** Begin DATA LISTING **

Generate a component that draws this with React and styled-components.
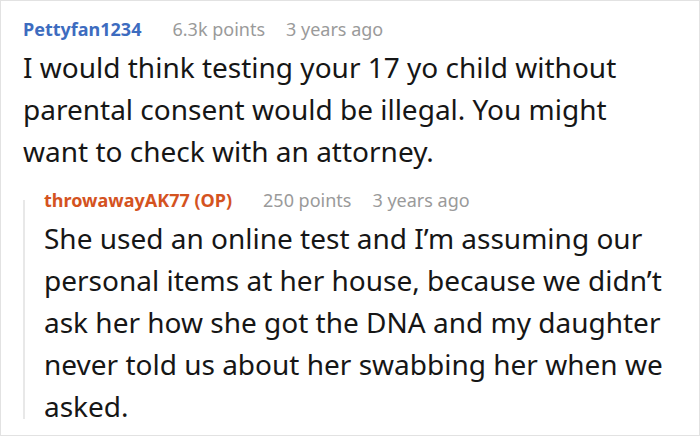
import React from "react";
import styled, { createGlobalStyle } from "styled-components";

const Global = createGlobalStyle`
  html, body { margin: 0; padding: 0; background: #fff; }
  body { font-family: "Noto Sans", "Open Sans", sans-serif; }
`;

const Frame = styled.div`
  box-sizing: border-box;
  width: 700px;
  height: 436px;
  border: 1px solid #e2e2e2;
  padding: 16px 34px 0 22px;
  overflow: hidden;
  background: #fff;
`;

const Meta = styled.div`
  display: flex;
  align-items: baseline;
  gap: 31px;
  font-size: 18px;
  line-height: 24px;
  margin-bottom: 5px;
`;

const Author = styled.span`
  font-weight: 700;
  color: ${(p) => p.$color};
`;

const Info = styled.span`
  color: #9a9a9a;
  display: flex;
  gap: 21px;
`;

const Body = styled.p`
  margin: 0;
  font-size: 28px;
  line-height: 42px;
  color: #161616;
`;

const Reply = styled.div`
  position: relative;
  margin-top: 16px;
  padding-left: 21px;

  &::before {
    content: "";
    position: absolute;
    left: 0;
    top: 12px;
    bottom: 8px;
    width: 2px;
    background: #e8e8e8;
  }
`;

function Comment({ author, color, points, time, text }) {
  return (
    <div>
      <Meta>
        <Author $color={color}>{author}</Author>
        <Info>
          <span>{points}</span>
          <span>{time}</span>
        </Info>
      </Meta>
      <Body>{text}</Body>
    </div>
  );
}

export default function App() {
  return (
    <>
      <Global />
      <Frame>
        <Comment
          author="Pettyfan1234"
          color="#3d6cbf"
          points="6.3k points"
          time="3 years ago"
          text="I would think testing your 17 yo child without parental consent would be illegal. You might want to check with an attorney."
        />
        <Reply>
          <Comment
            author="throwawayAK77 (OP)"
            color="#d4531f"
            points="250 points"
            time="3 years ago"
            text="She used an online test and I’m assuming our personal items at her house, because we didn’t ask her how she got the DNA and my daughter never told us about her swabbing her when we asked."
          />
        </Reply>
      </Frame>
    </>
  );
}
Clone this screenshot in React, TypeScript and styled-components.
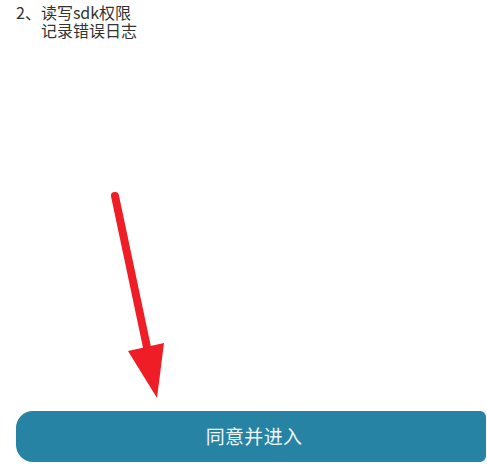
import React from "react";
import styled, { createGlobalStyle } from "styled-components";

const Global = createGlobalStyle`
  html, body { margin: 0; padding: 0; background: #ffffff; }
  body { font-family: "Noto Sans CJK SC", "Noto Sans", sans-serif; }
`;

const Page = styled.div`
  position: relative;
  width: 487px;
  height: 464px;
  overflow: hidden;
  display: flex;
  flex-direction: column;
  background: #ffffff;
`;

const Notes = styled.div`
  padding: 3px 0 0 16px;
  color: #333333;
  font-size: 16px;
  line-height: 18px;
`;

const Line = styled.div<{ $indent?: boolean }>`
  padding-left: ${(p) => (p.$indent ? "25px" : "0")};
  white-space: nowrap;
`;

const Spacer = styled.div`
  flex: 1;
`;

const Footer = styled.div`
  padding: 0 1px 2px 16px;
`;

const AgreeButton = styled.button`
  width: 100%;
  height: 51px;
  border: none;
  border-radius: 17px 6px 6px 17px;
  background: #2683a3;
  color: #eef5f8;
  font-family: "Noto Sans CJK SC", "Noto Sans", sans-serif;
  font-size: 19px;
  letter-spacing: 0.3px;
  padding: 0 0 2px 6px;
  display: flex;
  align-items: center;
  justify-content: center;
`;

const ArrowLayer = styled.svg`
  position: absolute;
  left: 0;
  top: 0;
  pointer-events: none;
`;

export default function App() {
  return (
    <>
      <Global />
      <Page>
        <Notes>
          <Line>2、读写sdk权限</Line>
          <Line $indent>记录错误日志</Line>
        </Notes>
        <Spacer />
        <Footer>
          <AgreeButton>同意并进入</AgreeButton>
        </Footer>
        <ArrowLayer width="487" height="464" viewBox="0 0 487 464">
          <line
            x1="115"
            y1="196"
            x2="148"
            y2="352"
            stroke="#ee1d26"
            strokeWidth="8"
            strokeLinecap="round"
          />
          <polygon points="128,351 164,343 157,398" fill="#ee1d26" />
        </ArrowLayer>
      </Page>
    </>
  );
}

** End DATA LISTING **

What is needed is an exact reproduction of the data, pictures excluded.

Generate a component that draws this with React and styled-components.
import React from "react";
import styled, { createGlobalStyle } from "styled-components";

const Global = createGlobalStyle`
  html, body { margin: 0; padding: 0; background: #fff; }
  body { font-family: "Noto Sans", "Open Sans", sans-serif; }
`;

const Frame = styled.div`
  box-sizing: border-box;
  width: 700px;
  height: 436px;
  border: 1px solid #e2e2e2;
  padding: 16px 34px 0 22px;
  overflow: hidden;
  background: #fff;
`;

const Meta = styled.div`
  display: flex;
  align-items: baseline;
  gap: 31px;
  font-size: 18px;
  line-height: 24px;
  margin-bottom: 5px;
`;

const Author = styled.span`
  font-weight: 700;
  color: ${(p) => p.$color};
`;

const Info = styled.span`
  color: #9a9a9a;
  display: flex;
  gap: 21px;
`;

const Body = styled.p`
  margin: 0;
  font-size: 28px;
  line-height: 42px;
  color: #161616;
`;

const Reply = styled.div`
  position: relative;
  margin-top: 16px;
  padding-left: 21px;

  &::before {
    content: "";
    position: absolute;
    left: 0;
    top: 12px;
    bottom: 8px;
    width: 2px;
    background: #e8e8e8;
  }
`;

function Comment({ author, color, points, time, text }) {
  return (
    <div>
      <Meta>
        <Author $color={color}>{author}</Author>
        <Info>
          <span>{points}</span>
          <span>{time}</span>
        </Info>
      </Meta>
      <Body>{text}</Body>
    </div>
  );
}

export default function App() {
  return (
    <>
      <Global />
      <Frame>
        <Comment
          author="Pettyfan1234"
          color="#3d6cbf"
          points="6.3k points"
          time="3 years ago"
          text="I would think testing your 17 yo child without parental consent would be illegal. You might want to check with an attorney."
        />
        <Reply>
          <Comment
            author="throwawayAK77 (OP)"
            color="#d4531f"
            points="250 points"
            time="3 years ago"
            text="She used an online test and I’m assuming our personal items at her house, because we didn’t ask her how she got the DNA and my daughter never told us about her swabbing her when we asked."
          />
        </Reply>
      </Frame>
    </>
  );
}
Clone this screenshot in React, TypeScript and styled-components.
import React from "react";
import styled, { createGlobalStyle } from "styled-components";

const Global = createGlobalStyle`
  html, body { margin: 0; padding: 0; background: #ffffff; }
  body { font-family: "Noto Sans CJK SC", "Noto Sans", sans-serif; }
`;

const Page = styled.div`
  position: relative;
  width: 487px;
  height: 464px;
  overflow: hidden;
  display: flex;
  flex-direction: column;
  background: #ffffff;
`;

const Notes = styled.div`
  padding: 3px 0 0 16px;
  color: #333333;
  font-size: 16px;
  line-height: 18px;
`;

const Line = styled.div<{ $indent?: boolean }>`
  padding-left: ${(p) => (p.$indent ? "25px" : "0")};
  white-space: nowrap;
`;

const Spacer = styled.div`
  flex: 1;
`;

const Footer = styled.div`
  padding: 0 1px 2px 16px;
`;

const AgreeButton = styled.button`
  width: 100%;
  height: 51px;
  border: none;
  border-radius: 17px 6px 6px 17px;
  background: #2683a3;
  color: #eef5f8;
  font-family: "Noto Sans CJK SC", "Noto Sans", sans-serif;
  font-size: 19px;
  letter-spacing: 0.3px;
  padding: 0 0 2px 6px;
  display: flex;
  align-items: center;
  justify-content: center;
`;

const ArrowLayer = styled.svg`
  position: absolute;
  left: 0;
  top: 0;
  pointer-events: none;
`;

export default function App() {
  return (
    <>
      <Global />
      <Page>
        <Notes>
          <Line>2、读写sdk权限</Line>
          <Line $indent>记录错误日志</Line>
        </Notes>
        <Spacer />
        <Footer>
          <AgreeButton>同意并进入</AgreeButton>
        </Footer>
        <ArrowLayer width="487" height="464" viewBox="0 0 487 464">
          <line
            x1="115"
            y1="196"
            x2="148"
            y2="352"
            stroke="#ee1d26"
            strokeWidth="8"
            strokeLinecap="round"
          />
          <polygon points="128,351 164,343 157,398" fill="#ee1d26" />
        </ArrowLayer>
      </Page>
    </>
  );
}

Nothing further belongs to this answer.